Please answer all 9 questions with explanation. Thank you
On May 8, 1984, Hannah Eisenstat graduated from Louisiana State University. She set to work opening a coffee shop in Baton Rouge called HannaH and found a perfect location in a new development. Using a $50,000 inheritance to finance the venture together with her own sweat equity, she started the business on August 1, 1984 as a sole proprietorship. The shop was profitable in the first year. Hannah found, however, that the quality of her coffee was not as high as she had initially envisioned. She discussed this issue with one of her regular customers, Natasha Smith. On the spot, Natasha offered to help finance the purchase of a roasting machine. By roasting the beans herself, Hannah could produce higher-quality coffee and, in addition, expand the business by offering beans for sale. Expansion.
After looking carefully at the financials, Hannah determined that she would need an investment of $75,000 from Natasha to undertake this expansion. In exchange for this investment, Hannah offered her a 40% share in the business. Natasha accepted the offer and the business was incorporated with two owners. The equity consisted of 1,000,000 shares in total, with Natasha owning 400,000 shares and Hannah owning 600,000 shares.

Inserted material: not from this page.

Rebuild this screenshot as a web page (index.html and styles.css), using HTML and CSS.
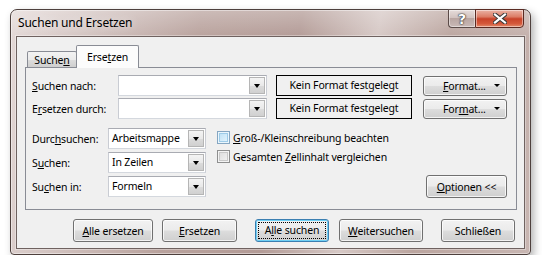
FILE: index.html
```html
<!DOCTYPE html>
<html>
<head>
<meta charset="UTF-8">
<title>Suchen und Ersetzen</title>
<link rel="stylesheet" href="styles.css">
</head>
<body>

<div id="window">
	<div id="titlebar">
		<span class="caption">Suchen und Ersetzen</span>
		<div class="capbuttons">
			<span class="capbtn help">?</span>
			<span class="capbtn close">
				<svg width="14" height="11" viewBox="0 0 14 11">
					<path d="M2 1.5 L12 9.5 M12 1.5 L2 9.5" stroke="#3a3a3a" stroke-width="4.2" stroke-linecap="square" fill="none"/>
					<path d="M2 1.5 L12 9.5 M12 1.5 L2 9.5" stroke="#fff" stroke-width="2.2" stroke-linecap="square" fill="none"/>
				</svg>
			</span>
		</div>
	</div><!-- titlebar -->

	<div id="client">
		<div id="tabs">
			<ul>
				<li>Suche<u>n</u></li>
				<li class="activetab">Erse<u>t</u>zen</li>
			</ul>
		</div><!-- tabs -->

		<div id="panel">
			<div class="row">
				<span class="lbl lbl-top"><u>S</u>uchen nach:</span>
				<div class="combo combo-long"><span class="val"></span><span class="drop"></span></div>
				<div class="fmtbox">Kein Format festgelegt</div>
				<button class="btn fmtbtn"><span><u>F</u>ormat...</span><span class="arrow"></span></button>
			</div>
			<div class="row">
				<span class="lbl lbl-top">E<u>r</u>setzen durch:</span>
				<div class="combo combo-long"><span class="val"></span><span class="drop"></span></div>
				<div class="fmtbox">Kein Format festgelegt</div>
				<button class="btn fmtbtn"><span>For<u>m</u>at...</span><span class="arrow"></span></button>
			</div>

			<div class="options">
				<div class="optcol">
					<div class="row">
						<span class="lbl">Durc<u>h</u>suchen:</span>
						<div class="combo combo-short"><span class="val">Arbeitsmappe</span><span class="drop"></span></div>
					</div>
					<div class="row">
						<span class="lbl">S<u>u</u>chen:</span>
						<div class="combo combo-short"><span class="val">In Zeilen</span><span class="drop"></span></div>
					</div>
					<div class="row row-last">
						<span class="lbl">Su<u>c</u>hen in:</span>
						<div class="combo combo-short"><span class="val">Formeln</span><span class="drop"></span></div>
					</div>
				</div>
				<div class="checks">
					<div class="check"><span class="box box-hot"></span><span><u>G</u>roß-/Kleinschreibung beachten</span></div>
					<div class="check"><span class="box"></span><span>Gesamten <u>Z</u>ellinhalt vergleichen</span></div>
				</div>
				<button class="btn optbtn"><u>O</u>ptionen &lt;&lt;</button>
			</div>
		</div><!-- panel -->

		<div id="actions">
			<button class="btn act-allrepl"><u>A</u>lle ersetzen</button>
			<button class="btn act-repl"><u>E</u>rsetzen</button>
			<button class="btn default act-allfind"><span class="focus">A<u>l</u>le suchen</span></button>
			<button class="btn act-next"><u>W</u>eitersuchen</button>
			<button class="btn act-close">Schließen</button>
		</div><!-- actions -->
	</div><!-- client -->
</div><!-- window -->

</body>
</html>
```

FILE: styles.css
```css
body {
	margin: 0;
	background: #fff;
	font: 10.5px "Noto Sans", sans-serif;
	letter-spacing: -0.15px;
	color: #000;
}

u {
	text-decoration: underline;
	text-underline-offset: 1px;
}

#window {
	box-sizing: border-box;
	width: 521px;
	height: 246px;
	margin: 9px 0 0 10px;
	border: 1px solid #4e403d;
	border-radius: 7px 7px 4px 4px;
	background:
		linear-gradient(to bottom, rgba(255,255,255,.28), rgba(255,255,255,0) 28px),
		linear-gradient(100deg, #e4d9d7 0%, #d3c4c1 14%, #b9a29d 34%, #b39b96 52%, #d6c8c5 66%, #bba59f 79%, #c8b6b2 100%);
	box-shadow: inset 0 0 0 1px rgba(255,255,255,.45), 3px 4px 9px rgba(0,0,0,.3);
	display: flex;
	flex-direction: column;
}

#titlebar {
	height: 26px;
	display: flex;
	justify-content: space-between;
	align-items: flex-start;
}

.caption {
	font-size: 12px;
	letter-spacing: -0.2px;
	line-height: 25px;
	padding-left: 7px;
	text-shadow: 0 0 8px rgba(255,255,255,.8);
}

.capbuttons {
	display: flex;
	margin: -1px 6px 0 0;
}

.capbtn {
	box-sizing: border-box;
	height: 19px;
	display: flex;
	align-items: center;
	justify-content: center;
	border: 1px solid #5b4b48;
	box-shadow: inset 0 0 0 1px rgba(255,255,255,.45);
}

.help {
	width: 27px;
	border-right: none;
	border-radius: 0 0 0 4px;
	background: linear-gradient(#e6dcda, #d2c3c0 45%, #b9a6a2 50%, #c9b9b6);
	color: #fff;
	font: bold 14px "DejaVu Sans", sans-serif;
	text-shadow: 0 0 1px #333, 0 0 1px #333, 0 0 2px #333;
}

.close {
	width: 49px;
	border-radius: 0 0 4px 0;
	border-color: #5a2a22;
	background: linear-gradient(#eab3a5, #dc7d66 40%, #c8432a 52%, #d4583a 80%, #e28b6c);
}

#client {
	flex: 1;
	margin: 0 5px 5px;
	border: 1px solid #6f6260;
	background: #f0f0f0;
	box-shadow: 0 0 0 1px rgba(255,255,255,.35);
	padding: 8px 7px 6px 8px;
	display: flex;
	flex-direction: column;
}

#tabs ul {
	list-style-type: none;
	margin: 0;
	padding: 0 0 0 2px;
	height: 22px;
	display: flex;
	align-items: flex-end;
}

#tabs li {
	box-sizing: border-box;
	height: 16px;
	width: 50px;
	border: 1px solid #898c95;
	border-bottom: none;
	border-radius: 2px 2px 0 0;
	background: linear-gradient(#f3f3f3, #ebebeb 50%, #dddddd 51%, #cfcfcf);
	text-align: center;
	line-height: 15px;
	padding-top: 1px;
}

#tabs li.activetab {
	height: 23px;
	width: 63px;
	margin-left: -1px;
	margin-bottom: -1px;
	background: #fcfcfc;
	line-height: 20px;
	position: relative;
	z-index: 1;
}

#panel {
	height: 143px;
	box-sizing: border-box;
	border: 1px solid #898c95;
	background: #f0f0f0;
	padding: 7px 0 0 6px;
}

.row {
	display: flex;
	align-items: center;
	height: 21px;
	margin-bottom: 2px;
}

.lbl {
	width: 76px;
	flex: none;
}

.lbl-top {
	width: 86px;
}

.combo {
	box-sizing: border-box;
	height: 21px;
	border: 1px solid #a9abb2;
	border-color: #a9abb2 #c9ccd3 #d4d8de #c9ccd3;
	background: #fff;
	display: flex;
	align-items: stretch;
	padding: 1px;
}

.combo-long {
	width: 149px;
}

.combo-short {
	width: 98px;
}

.val {
	flex: 1;
	padding-left: 2px;
	line-height: 17px;
}

.drop {
	box-sizing: border-box;
	width: 16px;
	border: 1px solid #b5b5b5;
	background: linear-gradient(#f4f4f4, #e9e9e9 50%, #dcdcdc 51%, #d0d0d0);
	position: relative;
}

.drop::after {
	content: "";
	position: absolute;
	left: 4px;
	top: 6px;
	border-left: 3.5px solid transparent;
	border-right: 3.5px solid transparent;
	border-top: 4px solid #000;
}

.fmtbox {
	box-sizing: border-box;
	width: 136px;
	height: 21px;
	margin-left: 9px;
	border: 1px solid #000;
	text-align: center;
	line-height: 19px;
}

.btn {
	box-sizing: border-box;
	height: 23px;
	padding: 0;
	border: 1px solid #707070;
	border-radius: 3px;
	background: linear-gradient(#f2f2f2, #ebebeb 49%, #dddddd 51%, #cfcfcf);
	box-shadow: inset 0 0 0 1px rgba(255,255,255,.75);
	font: inherit;
	letter-spacing: inherit;
	color: #000;
}

.fmtbtn {
	width: 84px;
	height: 20px;
	margin-left: 11px;
	display: flex;
	align-items: center;
	justify-content: space-between;
	padding: 0 6px 0 19px;
}

.arrow {
	border-left: 3px solid transparent;
	border-right: 3px solid transparent;
	border-top: 3px solid #000;
}

.options {
	display: flex;
	margin-top: 9px;
}

.optcol .row {
	margin-bottom: 3px;
}

.optcol .row-last {
	margin-top: 1px;
	margin-bottom: 0;
}

.checks {
	margin: 3px 0 0 11px;
	width: 198px;
}

.check {
	display: flex;
	align-items: center;
	height: 13px;
	margin-bottom: 6px;
}

.box {
	box-sizing: border-box;
	width: 13px;
	height: 13px;
	margin-right: 3px;
	border: 1px solid #8e8f8f;
	background: linear-gradient(135deg, #d9d9d9, #f6f6f6);
	box-shadow: inset 0 0 0 1px #f4f4f4, inset 0 0 0 2px #c8c8c8;
}

.box-hot {
	border-color: #85a6c2;
	background: linear-gradient(135deg, #b9def4, #e9f7fe);
	box-shadow: inset 0 0 0 1px #eaf6fd, inset 0 0 0 2px #9dcbe8;
}

.optbtn {
	width: 81px;
	align-self: flex-end;
	margin: 0 9px 0 auto;
	position: relative;
	top: 1px;
}

#actions {
	display: flex;
	margin-top: 9px;
	padding-left: 48px;
}

.act-allrepl { width: 80px; }
.act-repl { width: 75px; margin-left: 9px; }
.act-allfind { width: 74px; margin-left: 18px; }
.act-next { width: 84px; margin-left: 10px; }
.act-close { width: 74px; margin-left: 18px; }

.btn.default {
	border-color: #3c7fb1;
	box-shadow: inset 0 0 0 1px #6fd0f5;
	padding: 2px;
}

.focus {
	display: block;
	height: 100%;
	box-sizing: border-box;
	border: 1px dotted #000;
	line-height: 15px;
}
```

By the end of the second year, the business was doing extremely well. Revenue from the sale of beans soon began to rival beverage sales. In response to this success, Hannah and Natasha decided to expand to five stores over the next two years. Rather than using equity financing, they decided to seek bank financing. Each new store required an investment of $100,000. Opening the stores took longer than planned, but by the end of 1999, there were five HannaHs in Baton Rouge employing 30 people. As planned, this expansion was financed solely with debt that was ultimately consolidated into a $500,000 term loan due in 2004.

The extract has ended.